• **GIVEN PROBLEM**
Copy the lines below as they are; omit the images they contain.

• **PROVIDED DATA**
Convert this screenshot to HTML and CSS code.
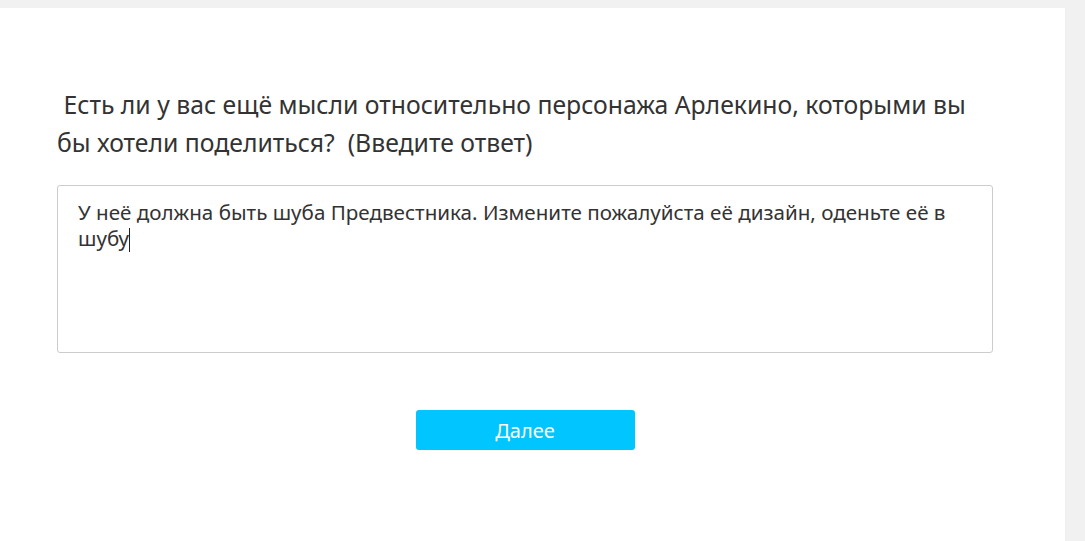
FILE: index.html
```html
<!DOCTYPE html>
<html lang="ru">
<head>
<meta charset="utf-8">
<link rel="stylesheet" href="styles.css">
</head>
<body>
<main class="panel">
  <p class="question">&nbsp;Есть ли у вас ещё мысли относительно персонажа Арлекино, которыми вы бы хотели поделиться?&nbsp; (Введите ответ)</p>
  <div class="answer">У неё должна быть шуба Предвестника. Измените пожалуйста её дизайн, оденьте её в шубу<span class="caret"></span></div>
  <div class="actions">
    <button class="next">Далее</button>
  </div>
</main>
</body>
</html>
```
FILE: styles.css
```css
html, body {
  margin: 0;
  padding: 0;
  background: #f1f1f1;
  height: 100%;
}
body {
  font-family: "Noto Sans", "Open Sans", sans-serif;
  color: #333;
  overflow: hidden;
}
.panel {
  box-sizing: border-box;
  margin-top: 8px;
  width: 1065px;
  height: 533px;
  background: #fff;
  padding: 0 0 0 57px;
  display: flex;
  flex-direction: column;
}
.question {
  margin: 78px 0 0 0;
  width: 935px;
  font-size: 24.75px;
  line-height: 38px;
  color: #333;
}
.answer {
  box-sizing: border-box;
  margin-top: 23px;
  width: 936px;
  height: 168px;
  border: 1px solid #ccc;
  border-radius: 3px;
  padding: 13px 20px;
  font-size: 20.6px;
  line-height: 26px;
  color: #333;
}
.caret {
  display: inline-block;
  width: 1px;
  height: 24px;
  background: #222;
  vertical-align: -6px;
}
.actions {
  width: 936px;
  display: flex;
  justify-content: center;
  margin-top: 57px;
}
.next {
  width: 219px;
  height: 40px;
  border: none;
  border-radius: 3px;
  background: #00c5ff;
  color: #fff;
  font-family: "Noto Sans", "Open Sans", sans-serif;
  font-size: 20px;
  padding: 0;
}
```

• **SOLVED EXERCISE**
Convert this screenshot to HTML and CSS code.
FILE: index.html
```html
<!DOCTYPE html>
<html lang="ru">
<head>
<meta charset="utf-8">
<link rel="stylesheet" href="styles.css">
</head>
<body>
<main class="panel">
  <p class="question">&nbsp;Есть ли у вас ещё мысли относительно персонажа Арлекино, которыми вы бы хотели поделиться?&nbsp; (Введите ответ)</p>
  <div class="answer">У неё должна быть шуба Предвестника. Измените пожалуйста её дизайн, оденьте её в шубу<span class="caret"></span></div>
  <div class="actions">
    <button class="next">Далее</button>
  </div>
</main>
</body>
</html>
```
FILE: styles.css
```css
html, body {
  margin: 0;
  padding: 0;
  background: #f1f1f1;
  height: 100%;
}
body {
  font-family: "Noto Sans", "Open Sans", sans-serif;
  color: #333;
  overflow: hidden;
}
.panel {
  box-sizing: border-box;
  margin-top: 8px;
  width: 1065px;
  height: 533px;
  background: #fff;
  padding: 0 0 0 57px;
  display: flex;
  flex-direction: column;
}
.question {
  margin: 78px 0 0 0;
  width: 935px;
  font-size: 24.75px;
  line-height: 38px;
  color: #333;
}
.answer {
  box-sizing: border-box;
  margin-top: 23px;
  width: 936px;
  height: 168px;
  border: 1px solid #ccc;
  border-radius: 3px;
  padding: 13px 20px;
  font-size: 20.6px;
  line-height: 26px;
  color: #333;
}
.caret {
  display: inline-block;
  width: 1px;
  height: 24px;
  background: #222;
  vertical-align: -6px;
}
.actions {
  width: 936px;
  display: flex;
  justify-content: center;
  margin-top: 57px;
}
.next {
  width: 219px;
  height: 40px;
  border: none;
  border-radius: 3px;
  background: #00c5ff;
  color: #fff;
  font-family: "Noto Sans", "Open Sans", sans-serif;
  font-size: 20px;
  padding: 0;
}
```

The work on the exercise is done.